*Required work*. Return the whole listing, line for line, without the pictures in it.

*Available records*.
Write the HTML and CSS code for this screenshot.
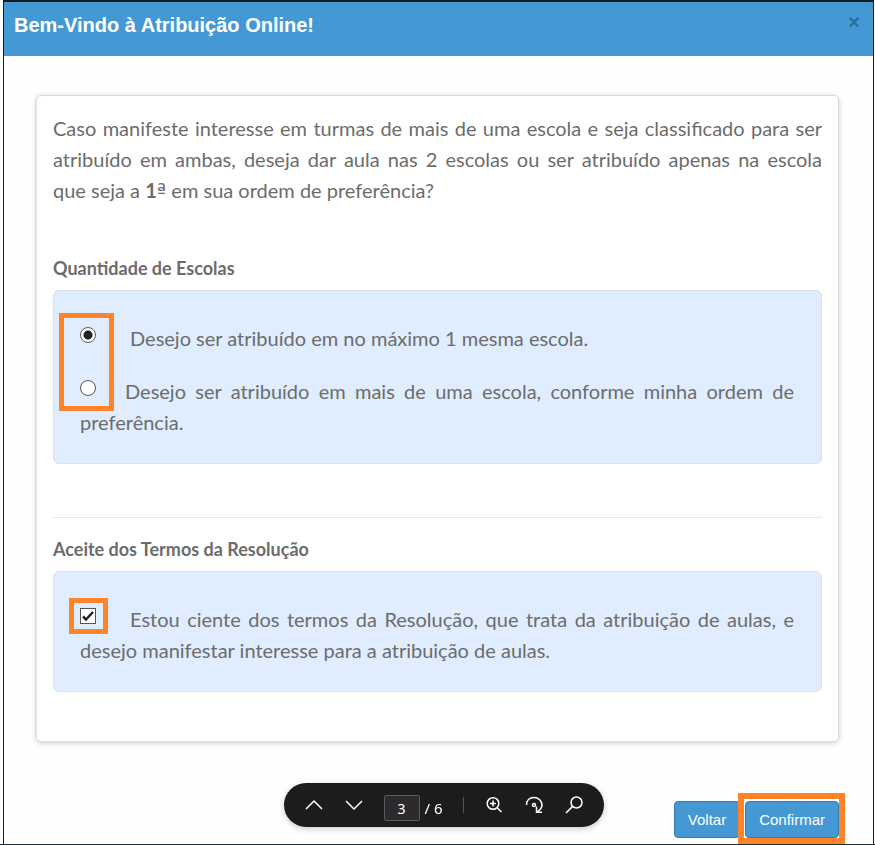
FILE: index.html
```html
<!DOCTYPE html>
<html lang="pt-BR">
<head>
<meta charset="utf-8">
<meta name="viewport" content="width=device-width, initial-scale=1">
<title>Atribuição Online</title>
<link rel="stylesheet" href="styles.css">
</head>
<body>
<main class="modal">
  <header class="modal-header">
    <h1>Bem-Vindo à Atribuição Online!</h1>
    <button class="close" type="button" aria-label="Fechar">×</button>
  </header>
  <form class="modal-body">
    <div class="card">
      <p class="intro">Caso manifeste interesse em turmas de mais de uma escola e seja classificado para ser atribuído em ambas, deseja dar aula nas 2 escolas ou ser atribuído apenas na escola que&nbsp;seja a <b>1<span class="ordinal">ª</span></b> em sua ordem de preferência?</p>
      <h2>Quantidade de Escolas</h2>
      <div class="panel">
        <p class="option"><input type="radio" id="uma" name="escolas" checked><label for="uma">Desejo ser atribuído em no máximo 1 mesma escola.</label></p>
        <p class="option option-close"><input type="radio" id="mais" name="escolas"><label for="mais">Desejo ser atribuído em mais de uma escola, conforme minha ordem de preferência.</label></p>
        <span class="mark mark-radios"></span>
      </div>
      <hr>
      <h2>Aceite dos Termos da Resolução</h2>
      <div class="panel">
        <p class="option"><input type="checkbox" id="termos" checked><label for="termos">Estou ciente dos termos da Resolução, que trata da atribuição de aulas, e desejo manifestar interesse para a atribuição de aulas.</label></p>
        <span class="mark mark-check"></span>
      </div>
    </div>
    <footer class="actions">
      <button class="btn" type="button">Voltar</button>
      <span class="confirm"><button class="btn" type="button">Confirmar</button><span class="mark mark-confirm"></span></span>
    </footer>
  </form>
</main>
<nav class="viewer" aria-label="Páginas">
  <button type="button" aria-label="Página anterior"><svg width="20" height="20" viewBox="0 0 20 20"><path d="M2 14 10 6 18 14"/></svg></button>
  <button type="button" aria-label="Próxima página"><svg width="20" height="20" viewBox="0 0 20 20"><path d="M2 6 10 14 18 6"/></svg></button>
  <span class="pages"><input type="text" value="3" aria-label="Página"><span>/ 6</span></span>
  <span class="divider"></span>
  <button type="button" aria-label="Ampliar"><svg width="20" height="20" viewBox="0 0 20 20"><circle cx="9" cy="8.500" r="5.800"/><path d="M13.200 12.700 17.500 17M6 8.500h6M9 5.500v6"/></svg></button>
  <button type="button" aria-label="Girar"><svg width="20" height="20" viewBox="0 0 20 20"><path d="M2.500 10C2.500 5.500 5.500 2.500 10 2.500S18 5.800 18 10c0 3-2 5-5 7M12.500 11.500v5.800h5.500"/><circle cx="10" cy="10" r="1.500"/></svg></button>
  <button type="button" aria-label="Pesquisar"><svg width="20" height="20" viewBox="0 0 20 20"><circle cx="12.500" cy="7.500" r="5.500"/><path d="M8.600 11.400 2 18"/></svg></button>
</nav>
</body>
</html>
```
FILE: styles.css
```css
* { box-sizing: border-box; }

body {
  margin: 0;
  background: #fefefe;
  color: #6c6c6c;
  font-family: Lato, "Liberation Sans", sans-serif;
  border-bottom: 1px solid #1b2c3b;
}

.modal {
  margin: 0 1px 0 3px;
  border: 1px solid #161b20;
  border-top-width: 2px;
  border-bottom: 0;
}

.modal-header {
  display: flex;
  justify-content: space-between;
  align-items: flex-start;
  height: 54px;
  padding: 9px 10px;
  background: #4499d5;
}

h1 {
  margin: 2px 0 0;
  color: #fff;
  font: bold 20px/24px "Liberation Sans", sans-serif;
}

.close {
  padding: 0 3px;
  border: 0;
  background: none;
  color: #2d6d9c;
  font: bold 20px/22px "Liberation Sans", sans-serif;
}

.modal-body { padding: 39px 34px 6px 32px; }

.card {
  padding: 17px 16px 49px;
  border: 1px solid #ddd;
  border-radius: 5px;
  background: #fff;
  box-shadow: 0 1px 5px rgba(0, 0, 0, .2);
}

.intro, .option {
  margin: 0;
  font-size: 20px;
  line-height: 31px;
  text-align: justify;
}

.ordinal { font-family: "DejaVu Sans", sans-serif; font-weight: normal; line-height: 20px; }

h2 {
  margin: 0 0 10px;
  font-size: 18px;
  line-height: 24px;
}

.intro + h2 { margin-top: 50px; }

.panel {
  position: relative;
  padding: 32px 27px 25px 26px;
  border: 1px solid #d8e1ec;
  border-radius: 6px;
  background: #e0edff;
}

.option + .option { margin-top: 22px; }

.option input {
  appearance: none;
  width: 16px;
  height: 16px;
  margin: 0 34px 0 0;
  border: 1px solid #555;
  background: #fff;
  vertical-align: 3px;
}

.option-close input { margin-right: 29px; }

.option input[type="radio"] { border-radius: 50%; }

.option input[type="radio"]:checked {
  background: radial-gradient(circle, #222 0 4px, #fff 5px);
}

.option input[type="checkbox"] {
  background: #fff url("data:image/svg+xml,%3Csvg xmlns='http://www.w3.org/2000/svg' viewBox='0 0 14 14'%3E%3Cpath d='M2 7.500 5 10.500 12 3' fill='none' stroke='%23222' stroke-width='2.500'/%3E%3C/svg%3E");
}

hr {
  margin: 53px 0 19px;
  border: 0;
  border-top: 1px solid #e8e8e8;
}

.mark {
  position: absolute;
  border: 5px solid #ff8429;
  pointer-events: none;
}

.mark-radios { left: 5px; top: 22px; width: 55px; height: 98px; }
.mark-check { left: 15px; top: 26px; width: 39px; height: 36px; }
.mark-confirm { inset: -8px -6px -6px -7px; border-width: 6px; }

.actions {
  display: flex;
  justify-content: flex-end;
  gap: 5px;
  margin-top: 59px;
}

.confirm { position: relative; }

.btn {
  height: 37px;
  padding: 0 13px;
  border: 1px solid #2f7eb8;
  border-radius: 4px;
  background: #4499d5;
  color: #fff;
  font: 15px/24px "Liberation Sans", sans-serif;
}

.viewer {
  position: fixed;
  bottom: 18px;
  left: 50%;
  display: flex;
  align-items: center;
  width: 320px;
  height: 44px;
  margin-left: -154px;
  padding: 0 10px;
  border-radius: 22px;
  background: #1c1c1b;
  box-shadow: 0 2px 6px rgba(0, 0, 0, .2);
  color: #fff;
}

.viewer button {
  display: grid;
  place-items: center;
  width: 40px;
  height: 40px;
  padding: 0;
  border: 0;
  background: none;
}

.viewer svg {
  fill: none;
  stroke: #fff;
  stroke-width: 1.5;
}

.pages {
  display: flex;
  align-items: center;
  gap: 5px;
  margin: 6px 0 0 10px;
  font: 15px/20px "Noto Sans", sans-serif;
}

.pages input {
  width: 36px;
  height: 26px;
  padding: 0;
  border: 1px solid #5b5b5b;
  border-radius: 2px;
  background: #2b2b2d;
  color: #fff;
  font: 14px/20px "Noto Sans", sans-serif;
  text-align: center;
}

.divider {
  width: 1px;
  height: 16px;
  margin: 0 10px 0 auto;
  background: #555;
}
```
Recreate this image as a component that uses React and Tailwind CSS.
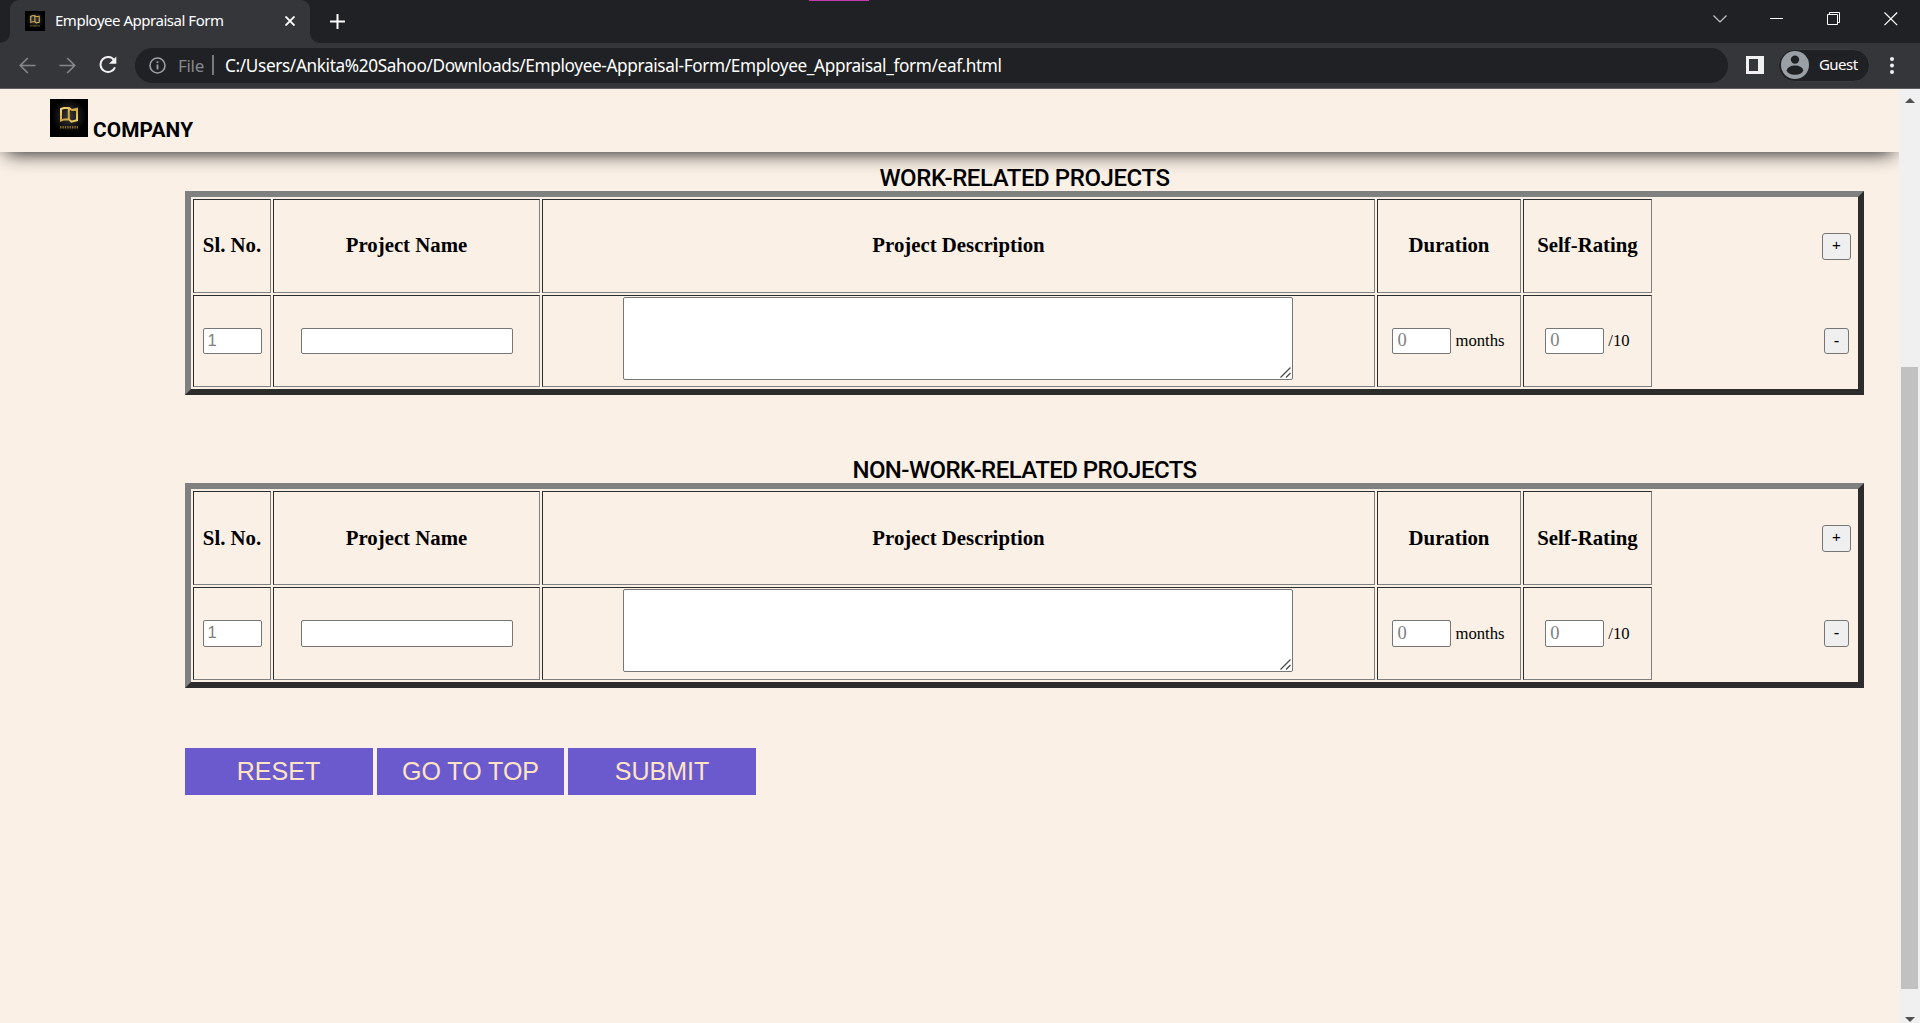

*Result of the task*.
Write the HTML and CSS code for this screenshot.
FILE: index.html
```html
<!DOCTYPE html>
<html lang="pt-BR">
<head>
<meta charset="utf-8">
<meta name="viewport" content="width=device-width, initial-scale=1">
<title>Atribuição Online</title>
<link rel="stylesheet" href="styles.css">
</head>
<body>
<main class="modal">
  <header class="modal-header">
    <h1>Bem-Vindo à Atribuição Online!</h1>
    <button class="close" type="button" aria-label="Fechar">×</button>
  </header>
  <form class="modal-body">
    <div class="card">
      <p class="intro">Caso manifeste interesse em turmas de mais de uma escola e seja classificado para ser atribuído em ambas, deseja dar aula nas 2 escolas ou ser atribuído apenas na escola que&nbsp;seja a <b>1<span class="ordinal">ª</span></b> em sua ordem de preferência?</p>
      <h2>Quantidade de Escolas</h2>
      <div class="panel">
        <p class="option"><input type="radio" id="uma" name="escolas" checked><label for="uma">Desejo ser atribuído em no máximo 1 mesma escola.</label></p>
        <p class="option option-close"><input type="radio" id="mais" name="escolas"><label for="mais">Desejo ser atribuído em mais de uma escola, conforme minha ordem de preferência.</label></p>
        <span class="mark mark-radios"></span>
      </div>
      <hr>
      <h2>Aceite dos Termos da Resolução</h2>
      <div class="panel">
        <p class="option"><input type="checkbox" id="termos" checked><label for="termos">Estou ciente dos termos da Resolução, que trata da atribuição de aulas, e desejo manifestar interesse para a atribuição de aulas.</label></p>
        <span class="mark mark-check"></span>
      </div>
    </div>
    <footer class="actions">
      <button class="btn" type="button">Voltar</button>
      <span class="confirm"><button class="btn" type="button">Confirmar</button><span class="mark mark-confirm"></span></span>
    </footer>
  </form>
</main>
<nav class="viewer" aria-label="Páginas">
  <button type="button" aria-label="Página anterior"><svg width="20" height="20" viewBox="0 0 20 20"><path d="M2 14 10 6 18 14"/></svg></button>
  <button type="button" aria-label="Próxima página"><svg width="20" height="20" viewBox="0 0 20 20"><path d="M2 6 10 14 18 6"/></svg></button>
  <span class="pages"><input type="text" value="3" aria-label="Página"><span>/ 6</span></span>
  <span class="divider"></span>
  <button type="button" aria-label="Ampliar"><svg width="20" height="20" viewBox="0 0 20 20"><circle cx="9" cy="8.500" r="5.800"/><path d="M13.200 12.700 17.500 17M6 8.500h6M9 5.500v6"/></svg></button>
  <button type="button" aria-label="Girar"><svg width="20" height="20" viewBox="0 0 20 20"><path d="M2.500 10C2.500 5.500 5.500 2.500 10 2.500S18 5.800 18 10c0 3-2 5-5 7M12.500 11.500v5.800h5.500"/><circle cx="10" cy="10" r="1.500"/></svg></button>
  <button type="button" aria-label="Pesquisar"><svg width="20" height="20" viewBox="0 0 20 20"><circle cx="12.500" cy="7.500" r="5.500"/><path d="M8.600 11.400 2 18"/></svg></button>
</nav>
</body>
</html>
```
FILE: styles.css
```css
* { box-sizing: border-box; }

body {
  margin: 0;
  background: #fefefe;
  color: #6c6c6c;
  font-family: Lato, "Liberation Sans", sans-serif;
  border-bottom: 1px solid #1b2c3b;
}

.modal {
  margin: 0 1px 0 3px;
  border: 1px solid #161b20;
  border-top-width: 2px;
  border-bottom: 0;
}

.modal-header {
  display: flex;
  justify-content: space-between;
  align-items: flex-start;
  height: 54px;
  padding: 9px 10px;
  background: #4499d5;
}

h1 {
  margin: 2px 0 0;
  color: #fff;
  font: bold 20px/24px "Liberation Sans", sans-serif;
}

.close {
  padding: 0 3px;
  border: 0;
  background: none;
  color: #2d6d9c;
  font: bold 20px/22px "Liberation Sans", sans-serif;
}

.modal-body { padding: 39px 34px 6px 32px; }

.card {
  padding: 17px 16px 49px;
  border: 1px solid #ddd;
  border-radius: 5px;
  background: #fff;
  box-shadow: 0 1px 5px rgba(0, 0, 0, .2);
}

.intro, .option {
  margin: 0;
  font-size: 20px;
  line-height: 31px;
  text-align: justify;
}

.ordinal { font-family: "DejaVu Sans", sans-serif; font-weight: normal; line-height: 20px; }

h2 {
  margin: 0 0 10px;
  font-size: 18px;
  line-height: 24px;
}

.intro + h2 { margin-top: 50px; }

.panel {
  position: relative;
  padding: 32px 27px 25px 26px;
  border: 1px solid #d8e1ec;
  border-radius: 6px;
  background: #e0edff;
}

.option + .option { margin-top: 22px; }

.option input {
  appearance: none;
  width: 16px;
  height: 16px;
  margin: 0 34px 0 0;
  border: 1px solid #555;
  background: #fff;
  vertical-align: 3px;
}

.option-close input { margin-right: 29px; }

.option input[type="radio"] { border-radius: 50%; }

.option input[type="radio"]:checked {
  background: radial-gradient(circle, #222 0 4px, #fff 5px);
}

.option input[type="checkbox"] {
  background: #fff url("data:image/svg+xml,%3Csvg xmlns='http://www.w3.org/2000/svg' viewBox='0 0 14 14'%3E%3Cpath d='M2 7.500 5 10.500 12 3' fill='none' stroke='%23222' stroke-width='2.500'/%3E%3C/svg%3E");
}

hr {
  margin: 53px 0 19px;
  border: 0;
  border-top: 1px solid #e8e8e8;
}

.mark {
  position: absolute;
  border: 5px solid #ff8429;
  pointer-events: none;
}

.mark-radios { left: 5px; top: 22px; width: 55px; height: 98px; }
.mark-check { left: 15px; top: 26px; width: 39px; height: 36px; }
.mark-confirm { inset: -8px -6px -6px -7px; border-width: 6px; }

.actions {
  display: flex;
  justify-content: flex-end;
  gap: 5px;
  margin-top: 59px;
}

.confirm { position: relative; }

.btn {
  height: 37px;
  padding: 0 13px;
  border: 1px solid #2f7eb8;
  border-radius: 4px;
  background: #4499d5;
  color: #fff;
  font: 15px/24px "Liberation Sans", sans-serif;
}

.viewer {
  position: fixed;
  bottom: 18px;
  left: 50%;
  display: flex;
  align-items: center;
  width: 320px;
  height: 44px;
  margin-left: -154px;
  padding: 0 10px;
  border-radius: 22px;
  background: #1c1c1b;
  box-shadow: 0 2px 6px rgba(0, 0, 0, .2);
  color: #fff;
}

.viewer button {
  display: grid;
  place-items: center;
  width: 40px;
  height: 40px;
  padding: 0;
  border: 0;
  background: none;
}

.viewer svg {
  fill: none;
  stroke: #fff;
  stroke-width: 1.5;
}

.pages {
  display: flex;
  align-items: center;
  gap: 5px;
  margin: 6px 0 0 10px;
  font: 15px/20px "Noto Sans", sans-serif;
}

.pages input {
  width: 36px;
  height: 26px;
  padding: 0;
  border: 1px solid #5b5b5b;
  border-radius: 2px;
  background: #2b2b2d;
  color: #fff;
  font: 14px/20px "Noto Sans", sans-serif;
  text-align: center;
}

.divider {
  width: 1px;
  height: 16px;
  margin: 0 10px 0 auto;
  background: #555;
}
```
Recreate this image as a component that uses React and Tailwind CSS.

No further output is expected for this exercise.